At best, Johnson has been able to carve up a Senate-passed version of the bill into separate parts, as is the preference among House Republicans, and the final votes will be on distinct measures — for Ukraine, Israel and Indo-Pacific allies.
The package would also include a fourth provision that includes many Republican priorities that Democrats endorse, or at least are willing to accept. Those include proposals that allow the U.S. to seize frozen Russian central bank assets to rebuild Ukraine; impose sanctions on Iran, Russia, China and criminal organizations that traffic fentanyl; and potentially ban the video app TikTok if its China-based owner doesn’t sell its stake within a year.

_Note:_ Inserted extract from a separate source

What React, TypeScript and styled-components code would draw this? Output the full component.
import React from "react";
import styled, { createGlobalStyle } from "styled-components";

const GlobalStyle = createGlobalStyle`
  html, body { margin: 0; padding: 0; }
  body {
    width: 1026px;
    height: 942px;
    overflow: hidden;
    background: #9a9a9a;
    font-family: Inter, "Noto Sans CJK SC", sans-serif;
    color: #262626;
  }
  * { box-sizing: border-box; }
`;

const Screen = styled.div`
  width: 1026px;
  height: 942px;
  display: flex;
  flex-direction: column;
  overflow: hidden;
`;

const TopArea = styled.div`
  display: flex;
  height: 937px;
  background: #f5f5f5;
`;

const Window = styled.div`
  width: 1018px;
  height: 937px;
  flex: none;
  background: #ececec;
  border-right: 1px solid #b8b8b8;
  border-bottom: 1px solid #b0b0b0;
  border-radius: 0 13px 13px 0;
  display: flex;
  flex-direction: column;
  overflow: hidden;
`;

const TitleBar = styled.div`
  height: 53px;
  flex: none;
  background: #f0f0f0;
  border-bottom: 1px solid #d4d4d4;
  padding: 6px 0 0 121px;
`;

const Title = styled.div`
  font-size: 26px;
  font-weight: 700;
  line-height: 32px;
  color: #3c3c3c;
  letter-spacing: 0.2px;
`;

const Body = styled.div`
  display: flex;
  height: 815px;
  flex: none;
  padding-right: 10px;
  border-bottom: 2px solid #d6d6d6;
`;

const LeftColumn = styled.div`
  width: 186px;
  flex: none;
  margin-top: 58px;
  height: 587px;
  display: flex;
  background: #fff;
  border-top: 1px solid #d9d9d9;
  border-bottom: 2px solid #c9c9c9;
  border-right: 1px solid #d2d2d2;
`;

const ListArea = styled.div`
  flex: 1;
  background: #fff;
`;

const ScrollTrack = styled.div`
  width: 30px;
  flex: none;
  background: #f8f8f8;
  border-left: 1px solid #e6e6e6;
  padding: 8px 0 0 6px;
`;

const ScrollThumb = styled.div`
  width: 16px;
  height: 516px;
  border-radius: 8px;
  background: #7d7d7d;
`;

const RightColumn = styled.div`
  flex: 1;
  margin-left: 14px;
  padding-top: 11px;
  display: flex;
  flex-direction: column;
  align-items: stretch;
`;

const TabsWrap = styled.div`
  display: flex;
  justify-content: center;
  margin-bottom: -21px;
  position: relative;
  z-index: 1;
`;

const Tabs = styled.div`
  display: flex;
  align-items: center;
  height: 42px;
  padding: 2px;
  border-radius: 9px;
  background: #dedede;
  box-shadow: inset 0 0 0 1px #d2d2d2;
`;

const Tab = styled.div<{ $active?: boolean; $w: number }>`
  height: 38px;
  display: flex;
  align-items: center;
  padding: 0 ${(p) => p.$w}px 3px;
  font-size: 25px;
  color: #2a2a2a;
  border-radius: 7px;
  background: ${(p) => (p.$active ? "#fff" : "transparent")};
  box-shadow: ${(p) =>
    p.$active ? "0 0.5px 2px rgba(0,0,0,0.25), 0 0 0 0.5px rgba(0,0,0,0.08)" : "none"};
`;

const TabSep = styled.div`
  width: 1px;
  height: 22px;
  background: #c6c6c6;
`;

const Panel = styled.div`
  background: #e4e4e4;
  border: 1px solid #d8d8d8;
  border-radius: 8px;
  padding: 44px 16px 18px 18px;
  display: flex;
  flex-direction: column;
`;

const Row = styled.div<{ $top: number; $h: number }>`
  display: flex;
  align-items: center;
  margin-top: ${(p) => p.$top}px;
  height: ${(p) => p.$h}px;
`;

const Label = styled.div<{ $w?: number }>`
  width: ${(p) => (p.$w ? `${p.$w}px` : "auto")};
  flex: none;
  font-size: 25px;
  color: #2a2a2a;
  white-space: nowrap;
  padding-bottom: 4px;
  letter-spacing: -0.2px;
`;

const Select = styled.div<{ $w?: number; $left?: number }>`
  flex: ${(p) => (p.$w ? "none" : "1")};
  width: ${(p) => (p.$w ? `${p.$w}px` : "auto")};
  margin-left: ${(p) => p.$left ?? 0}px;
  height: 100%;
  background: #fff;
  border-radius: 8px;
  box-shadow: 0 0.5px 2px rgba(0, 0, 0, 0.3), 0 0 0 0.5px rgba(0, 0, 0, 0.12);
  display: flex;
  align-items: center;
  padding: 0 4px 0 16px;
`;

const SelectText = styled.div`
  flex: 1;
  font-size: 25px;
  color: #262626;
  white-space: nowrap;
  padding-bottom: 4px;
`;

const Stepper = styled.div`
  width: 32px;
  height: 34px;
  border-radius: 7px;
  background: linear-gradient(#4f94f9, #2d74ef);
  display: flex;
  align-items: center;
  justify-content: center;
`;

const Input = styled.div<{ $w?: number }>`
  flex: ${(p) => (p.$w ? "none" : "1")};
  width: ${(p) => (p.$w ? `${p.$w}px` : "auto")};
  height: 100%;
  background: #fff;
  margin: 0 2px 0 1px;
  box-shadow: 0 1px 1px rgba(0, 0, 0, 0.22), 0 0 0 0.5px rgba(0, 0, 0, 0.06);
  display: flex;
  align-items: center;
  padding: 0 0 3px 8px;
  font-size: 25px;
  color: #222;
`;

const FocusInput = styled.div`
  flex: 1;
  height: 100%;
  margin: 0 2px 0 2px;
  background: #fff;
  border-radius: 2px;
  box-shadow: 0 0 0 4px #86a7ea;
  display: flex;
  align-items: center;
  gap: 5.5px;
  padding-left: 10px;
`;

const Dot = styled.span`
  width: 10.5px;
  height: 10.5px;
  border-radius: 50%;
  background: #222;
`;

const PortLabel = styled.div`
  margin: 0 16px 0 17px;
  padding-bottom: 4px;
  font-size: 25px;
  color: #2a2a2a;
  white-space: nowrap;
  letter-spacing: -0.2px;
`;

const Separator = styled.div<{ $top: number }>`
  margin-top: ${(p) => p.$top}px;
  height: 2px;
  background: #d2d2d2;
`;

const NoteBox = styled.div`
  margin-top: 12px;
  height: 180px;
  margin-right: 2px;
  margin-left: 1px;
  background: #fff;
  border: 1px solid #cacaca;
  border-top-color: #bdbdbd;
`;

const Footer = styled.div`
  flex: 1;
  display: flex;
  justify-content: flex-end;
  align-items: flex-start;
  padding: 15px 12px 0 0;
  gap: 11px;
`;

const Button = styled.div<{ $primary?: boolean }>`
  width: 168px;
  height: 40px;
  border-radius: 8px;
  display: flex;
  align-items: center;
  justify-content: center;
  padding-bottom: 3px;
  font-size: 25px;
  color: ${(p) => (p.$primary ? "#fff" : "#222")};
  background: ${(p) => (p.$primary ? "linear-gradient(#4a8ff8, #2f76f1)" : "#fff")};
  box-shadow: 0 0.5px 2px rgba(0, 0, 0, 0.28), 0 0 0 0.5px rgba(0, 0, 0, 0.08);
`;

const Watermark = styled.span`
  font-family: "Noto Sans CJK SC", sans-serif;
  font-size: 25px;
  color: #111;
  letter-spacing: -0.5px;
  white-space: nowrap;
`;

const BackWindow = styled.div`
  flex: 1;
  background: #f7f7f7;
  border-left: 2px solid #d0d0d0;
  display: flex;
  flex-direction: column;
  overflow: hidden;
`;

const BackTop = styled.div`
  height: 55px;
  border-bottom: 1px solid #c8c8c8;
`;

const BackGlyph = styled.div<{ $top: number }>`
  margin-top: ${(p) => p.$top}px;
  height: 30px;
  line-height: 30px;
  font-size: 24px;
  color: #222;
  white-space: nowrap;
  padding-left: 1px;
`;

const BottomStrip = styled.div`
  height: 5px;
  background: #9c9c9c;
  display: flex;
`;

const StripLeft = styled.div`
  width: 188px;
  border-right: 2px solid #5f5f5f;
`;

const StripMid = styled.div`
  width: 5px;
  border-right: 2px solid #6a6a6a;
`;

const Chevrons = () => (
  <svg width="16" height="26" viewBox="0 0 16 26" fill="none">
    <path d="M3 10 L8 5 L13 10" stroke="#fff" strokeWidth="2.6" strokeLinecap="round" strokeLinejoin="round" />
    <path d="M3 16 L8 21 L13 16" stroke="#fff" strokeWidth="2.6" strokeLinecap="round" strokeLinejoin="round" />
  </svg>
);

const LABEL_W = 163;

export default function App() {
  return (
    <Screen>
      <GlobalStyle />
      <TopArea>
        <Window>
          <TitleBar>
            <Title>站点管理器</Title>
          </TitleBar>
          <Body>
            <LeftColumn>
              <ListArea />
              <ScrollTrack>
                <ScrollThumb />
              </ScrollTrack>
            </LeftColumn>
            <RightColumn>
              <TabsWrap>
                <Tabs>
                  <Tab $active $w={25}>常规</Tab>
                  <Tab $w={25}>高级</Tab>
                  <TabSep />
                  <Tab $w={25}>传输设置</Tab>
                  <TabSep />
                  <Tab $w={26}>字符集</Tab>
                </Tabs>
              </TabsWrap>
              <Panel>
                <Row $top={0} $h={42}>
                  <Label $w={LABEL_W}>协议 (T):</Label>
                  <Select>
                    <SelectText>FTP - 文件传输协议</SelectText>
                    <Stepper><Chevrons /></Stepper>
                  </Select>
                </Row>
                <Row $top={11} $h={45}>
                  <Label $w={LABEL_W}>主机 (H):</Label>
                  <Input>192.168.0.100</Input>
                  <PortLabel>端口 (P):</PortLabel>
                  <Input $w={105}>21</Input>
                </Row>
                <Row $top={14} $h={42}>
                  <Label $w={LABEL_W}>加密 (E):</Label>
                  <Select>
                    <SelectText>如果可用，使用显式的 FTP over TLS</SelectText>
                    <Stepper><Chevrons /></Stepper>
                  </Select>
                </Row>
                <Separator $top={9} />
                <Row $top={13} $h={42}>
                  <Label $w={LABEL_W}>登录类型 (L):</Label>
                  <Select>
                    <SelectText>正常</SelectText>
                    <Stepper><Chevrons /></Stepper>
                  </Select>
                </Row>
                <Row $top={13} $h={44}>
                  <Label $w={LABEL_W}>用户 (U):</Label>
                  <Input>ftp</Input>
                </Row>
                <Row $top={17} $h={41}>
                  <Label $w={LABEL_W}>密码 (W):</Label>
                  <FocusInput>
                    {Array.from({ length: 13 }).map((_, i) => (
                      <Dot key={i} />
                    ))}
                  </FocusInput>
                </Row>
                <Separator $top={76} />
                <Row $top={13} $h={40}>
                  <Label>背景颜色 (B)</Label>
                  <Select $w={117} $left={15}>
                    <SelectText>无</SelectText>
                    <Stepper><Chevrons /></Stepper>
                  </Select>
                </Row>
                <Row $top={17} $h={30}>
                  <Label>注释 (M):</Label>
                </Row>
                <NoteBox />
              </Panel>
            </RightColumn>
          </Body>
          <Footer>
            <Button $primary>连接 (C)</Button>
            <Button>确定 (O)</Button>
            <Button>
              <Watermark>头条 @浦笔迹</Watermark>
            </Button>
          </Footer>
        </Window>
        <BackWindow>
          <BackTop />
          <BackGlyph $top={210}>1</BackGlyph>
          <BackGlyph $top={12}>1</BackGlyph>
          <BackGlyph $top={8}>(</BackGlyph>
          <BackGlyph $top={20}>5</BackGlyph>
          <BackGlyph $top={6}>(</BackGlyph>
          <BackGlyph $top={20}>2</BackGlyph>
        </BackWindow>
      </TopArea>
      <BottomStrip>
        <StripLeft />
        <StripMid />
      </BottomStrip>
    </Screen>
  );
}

Rep. Gregory Meeks, the top Democrat on the House Foreign Affairs Committee, said the vote showed “the world that Democrats understand the world and our allies. That we’re going to stand by them and make sure that we give them the support and the aid that they need, that we care about humanitarian concerns.”
He added that in his 26 years in the House, he had never seen one party have to help the other like Democrats did this week.
“It just shows how the Republicans cannot manage the House and the House floor to get things done,” Meeks said.
Republicans, even those who supported the process, were severely disappointed it had come to this.
“I’m concerned,” said Rep. Ryan Zinke, R-Mont., who voted for the procedural step but, was nevertheless displeased with the process. “This is reflective of the controversy in the country: How much aid?”
Passing each bill, in votes expected Saturday, will require Johnson to form complicated bipartisan coalitions on each, with Democrats for example ensuring Ukraine aid is approved, but some left-leaning progressives refusing to back military aid for Israel over the destruction of Gaza. Still, Jeffries said that a majority of Democrats would vote Saturday for the packages of aid for Ukraine, Israel and allies in Asia.
The components would then be automatically stitched back together into a single package sent to the Senate where hard-liners there are also planning procedural moves to stall final approval.